About the abusive foster care situation: I think some kids are really that resilient. I've met a few. I've had the honor of teaching a few. I don't even like HP that much, the character, or the series, but I'm happy to defend the integrity, resiliency, and courage of many kids who've survived far worse, and not only survived, but become compassionate, loving adults. I agree, that kinda neglect and abuse would destroy many of us, but not all of us.
First off, I love HP. The series and the attendant online community have been a big part of my life for the last ten years. I still can't quite believe it's over ... *sigh**
So, HP & DH. In many ways, this book was the best. Her writing and the telling of the story held together really well. What frustrated me the most was how Snape died: the fact that there was no reconciliation of any sort between Snape and Harry was a cheat. And, Arthur was cured of his bite from Nagini but Snape couldn't be? Ticked me off no end, the way she wrote that. And then the ending (pre-epilogue): no resolution, no gathering of the survivors? There's a missing chapter there, at the end. And the epilogue itself -- it not only reads like fanfic, it is a huge amount of fodder for the fanfic writers! How long will it be before the stories about young Albus Severus being sorted into Slytherin surface? lol
Anyway. Regarding Harry's childhood -- this is JKR: she simply doesn't go there with that sort of darkness. She's not Tamora Pierce, who most certainly would have. It might have been more realistic to have Harry be a bitter and difficult or depressed teenager, drawn to darkness, but on the other hand, not all children who had abusive and neglectful childhoods end up evil. I, for one, did not. Still, it would have been nice if Harry hadn't been quite so saintly perfect (in terms of choices etc), it would have made his characterization richer.
I read his death as a near death experience, and as such, it was ok (with me) that he had a choice as to whether or not to come back. The whimpery creature was Voldemort's devasted soul bit.
But overall, as I say, I really loved it.
I was wondering if I wasn't getting the whole baby under the chair thing because it was 1:30 am and I was bleary eyed, trying to finish the book so I could return to parenting sans Potter. It really didn't make sense to me - especially that in every other circumstance Harry has stopped to help people in need, and Dumbledore was always so kind. Yet here there is a helpless crying child and Dumbledore tells him to ignore it, and Harry does. That just threw me.
Maybe I am hypersensitive to the whole orphan fantasy. I am learning so much about the trauma that adopted and foster children live with and the deeply challenging parts of parenting that it makes me a bit angry to see a majorly important writer present Harry's character coming to him so easily, without obvious effort or dedicated parenting. I want desperately for my boys to grow up as fine as Harry, but it doesn't just happen without my daily struggle to be the best I can be and then some. Perhaps it's just another example of the literary orphan fantasy; it's exciting to be a child loose in the world with distant but loving parents.

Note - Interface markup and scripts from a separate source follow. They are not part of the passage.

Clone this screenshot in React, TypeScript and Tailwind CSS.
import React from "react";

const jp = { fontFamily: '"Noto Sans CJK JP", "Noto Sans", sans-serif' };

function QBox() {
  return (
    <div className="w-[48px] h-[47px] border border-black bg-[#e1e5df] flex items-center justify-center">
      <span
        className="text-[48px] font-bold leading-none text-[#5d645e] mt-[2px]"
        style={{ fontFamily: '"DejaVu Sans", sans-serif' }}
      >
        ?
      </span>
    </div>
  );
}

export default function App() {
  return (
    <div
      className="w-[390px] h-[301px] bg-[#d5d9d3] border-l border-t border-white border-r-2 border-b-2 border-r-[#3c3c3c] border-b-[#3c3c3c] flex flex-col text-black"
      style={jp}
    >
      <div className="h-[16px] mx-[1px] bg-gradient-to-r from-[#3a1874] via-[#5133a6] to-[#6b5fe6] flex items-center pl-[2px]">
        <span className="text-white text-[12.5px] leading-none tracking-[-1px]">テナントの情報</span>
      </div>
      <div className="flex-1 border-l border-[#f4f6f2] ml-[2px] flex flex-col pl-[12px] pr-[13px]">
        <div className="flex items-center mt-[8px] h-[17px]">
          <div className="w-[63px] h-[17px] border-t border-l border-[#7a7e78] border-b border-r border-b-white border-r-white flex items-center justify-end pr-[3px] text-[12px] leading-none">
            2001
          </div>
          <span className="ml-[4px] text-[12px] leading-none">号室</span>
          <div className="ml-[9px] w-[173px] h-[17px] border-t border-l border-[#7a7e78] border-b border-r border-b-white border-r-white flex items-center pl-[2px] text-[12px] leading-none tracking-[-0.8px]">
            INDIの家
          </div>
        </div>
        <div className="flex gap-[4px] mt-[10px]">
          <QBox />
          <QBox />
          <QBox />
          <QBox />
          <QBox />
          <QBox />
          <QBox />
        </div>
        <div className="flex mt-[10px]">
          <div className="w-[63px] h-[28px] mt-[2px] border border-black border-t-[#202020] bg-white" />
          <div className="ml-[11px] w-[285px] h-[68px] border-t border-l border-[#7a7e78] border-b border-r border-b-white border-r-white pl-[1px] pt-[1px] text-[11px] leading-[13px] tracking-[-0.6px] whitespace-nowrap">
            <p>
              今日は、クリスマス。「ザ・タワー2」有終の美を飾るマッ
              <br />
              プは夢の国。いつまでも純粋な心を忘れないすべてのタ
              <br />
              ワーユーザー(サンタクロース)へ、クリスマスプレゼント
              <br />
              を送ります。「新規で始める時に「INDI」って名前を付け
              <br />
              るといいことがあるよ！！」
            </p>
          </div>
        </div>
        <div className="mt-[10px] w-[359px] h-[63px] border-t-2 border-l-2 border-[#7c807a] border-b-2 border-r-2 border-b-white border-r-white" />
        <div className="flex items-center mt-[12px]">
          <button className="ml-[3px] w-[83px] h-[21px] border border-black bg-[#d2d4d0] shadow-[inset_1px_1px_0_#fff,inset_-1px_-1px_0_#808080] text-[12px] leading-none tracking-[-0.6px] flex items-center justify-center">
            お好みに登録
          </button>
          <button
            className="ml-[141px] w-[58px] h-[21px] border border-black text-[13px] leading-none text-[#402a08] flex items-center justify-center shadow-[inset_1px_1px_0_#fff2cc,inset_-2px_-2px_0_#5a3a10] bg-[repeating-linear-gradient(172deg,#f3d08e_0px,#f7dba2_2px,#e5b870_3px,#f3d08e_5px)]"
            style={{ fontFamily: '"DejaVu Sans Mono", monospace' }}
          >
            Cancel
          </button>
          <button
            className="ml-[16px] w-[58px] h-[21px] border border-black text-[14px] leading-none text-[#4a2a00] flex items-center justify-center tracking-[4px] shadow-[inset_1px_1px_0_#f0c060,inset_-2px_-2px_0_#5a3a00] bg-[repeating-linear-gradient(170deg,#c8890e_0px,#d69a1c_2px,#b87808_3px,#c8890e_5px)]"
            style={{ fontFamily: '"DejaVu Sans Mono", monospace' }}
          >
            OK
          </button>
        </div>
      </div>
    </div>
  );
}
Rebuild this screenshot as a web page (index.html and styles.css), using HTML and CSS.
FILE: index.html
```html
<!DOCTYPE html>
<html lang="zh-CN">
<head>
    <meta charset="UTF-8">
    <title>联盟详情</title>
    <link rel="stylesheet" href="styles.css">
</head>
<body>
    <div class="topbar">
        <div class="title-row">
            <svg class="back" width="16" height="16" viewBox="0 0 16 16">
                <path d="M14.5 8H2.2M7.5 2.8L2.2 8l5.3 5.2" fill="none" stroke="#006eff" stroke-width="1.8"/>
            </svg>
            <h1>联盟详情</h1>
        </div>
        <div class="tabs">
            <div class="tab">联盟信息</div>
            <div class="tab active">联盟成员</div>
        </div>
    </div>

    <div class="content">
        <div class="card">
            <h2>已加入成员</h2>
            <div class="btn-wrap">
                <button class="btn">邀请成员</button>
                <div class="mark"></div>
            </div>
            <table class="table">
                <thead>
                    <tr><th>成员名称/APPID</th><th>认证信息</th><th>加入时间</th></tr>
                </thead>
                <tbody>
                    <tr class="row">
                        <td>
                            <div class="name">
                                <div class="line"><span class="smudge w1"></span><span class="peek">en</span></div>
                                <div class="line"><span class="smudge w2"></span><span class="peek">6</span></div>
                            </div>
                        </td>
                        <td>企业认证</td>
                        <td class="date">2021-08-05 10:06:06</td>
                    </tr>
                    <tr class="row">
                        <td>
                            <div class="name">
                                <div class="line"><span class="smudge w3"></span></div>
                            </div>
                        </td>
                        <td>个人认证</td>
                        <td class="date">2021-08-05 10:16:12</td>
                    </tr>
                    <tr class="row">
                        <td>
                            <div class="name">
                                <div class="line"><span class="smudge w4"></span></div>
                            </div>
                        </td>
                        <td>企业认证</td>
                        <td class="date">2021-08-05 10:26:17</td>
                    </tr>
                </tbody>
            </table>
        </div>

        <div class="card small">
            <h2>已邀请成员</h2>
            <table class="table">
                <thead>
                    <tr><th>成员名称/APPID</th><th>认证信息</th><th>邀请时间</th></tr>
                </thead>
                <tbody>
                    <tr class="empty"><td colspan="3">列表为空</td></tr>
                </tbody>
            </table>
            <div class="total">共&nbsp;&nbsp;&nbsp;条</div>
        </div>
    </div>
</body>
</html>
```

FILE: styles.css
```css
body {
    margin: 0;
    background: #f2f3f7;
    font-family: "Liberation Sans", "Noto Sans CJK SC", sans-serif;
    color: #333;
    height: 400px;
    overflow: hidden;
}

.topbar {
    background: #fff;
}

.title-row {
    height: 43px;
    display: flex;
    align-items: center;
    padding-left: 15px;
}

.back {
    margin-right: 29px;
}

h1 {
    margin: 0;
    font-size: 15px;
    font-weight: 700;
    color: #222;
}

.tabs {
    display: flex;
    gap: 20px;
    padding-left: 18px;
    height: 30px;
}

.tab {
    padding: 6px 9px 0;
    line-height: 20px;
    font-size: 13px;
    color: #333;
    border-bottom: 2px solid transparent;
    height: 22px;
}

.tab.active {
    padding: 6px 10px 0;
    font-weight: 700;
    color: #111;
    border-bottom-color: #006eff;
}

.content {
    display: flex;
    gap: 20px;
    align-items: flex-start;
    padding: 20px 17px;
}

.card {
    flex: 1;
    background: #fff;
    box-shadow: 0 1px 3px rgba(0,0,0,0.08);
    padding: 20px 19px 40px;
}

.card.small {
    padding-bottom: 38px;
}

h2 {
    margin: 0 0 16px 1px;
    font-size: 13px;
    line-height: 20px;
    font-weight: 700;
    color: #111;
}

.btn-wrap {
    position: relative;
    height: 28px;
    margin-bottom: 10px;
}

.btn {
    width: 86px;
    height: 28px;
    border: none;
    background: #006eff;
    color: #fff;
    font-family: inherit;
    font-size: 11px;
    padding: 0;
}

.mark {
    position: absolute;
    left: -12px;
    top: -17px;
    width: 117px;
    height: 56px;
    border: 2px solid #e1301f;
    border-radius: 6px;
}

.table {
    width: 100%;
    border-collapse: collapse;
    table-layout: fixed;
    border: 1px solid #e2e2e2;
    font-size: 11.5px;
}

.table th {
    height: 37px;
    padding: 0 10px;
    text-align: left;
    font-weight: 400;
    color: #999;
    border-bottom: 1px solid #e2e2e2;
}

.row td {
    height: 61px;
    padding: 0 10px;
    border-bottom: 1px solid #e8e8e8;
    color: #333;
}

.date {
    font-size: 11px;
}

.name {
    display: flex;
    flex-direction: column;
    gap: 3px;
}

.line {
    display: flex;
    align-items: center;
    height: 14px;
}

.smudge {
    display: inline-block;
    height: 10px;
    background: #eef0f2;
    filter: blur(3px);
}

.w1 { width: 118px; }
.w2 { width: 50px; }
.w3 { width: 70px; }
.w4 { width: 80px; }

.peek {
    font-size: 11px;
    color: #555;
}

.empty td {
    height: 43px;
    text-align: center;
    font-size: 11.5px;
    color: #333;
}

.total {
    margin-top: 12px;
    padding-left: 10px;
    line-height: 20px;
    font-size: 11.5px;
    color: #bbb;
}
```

Years ago I remember my priest saying why she disagreed with the Christians who ban HP from their kid's reading lists. She said the central idea of the story is this ultimately important truth: that sacrificial love is the greatest force in the universe. That is a very Christian teaching. I think the strongest magic in the books is the magic of Harry's mother's love protecting him. His father sacrificed life for him too, but Dumbledore doesn't seem to mention that as much. It's Lily's sacrificial love that makes Harry what he is. So I guess Snape and Voldemort also had miserable, lonely childhoods but didn't have the same mother's love to work the magic. It seems like that might be one of Rowling's themes.
I also am thinking about how Petunia loves Dudley and Narcissa loves Draco, but it is a twisted, selfish type of love compared to Lily's love and it doesn't help them become good strong men. I am beginning to see the whole series as an exploration of mother's love. That feels a bit threatening actually. Is there a formula and am I measuring up? LOL It's all about me, of course.
I also think that having 15 months of parental love could have taught baby Harry to trust and love back. Snape and Tom Riddle never had that.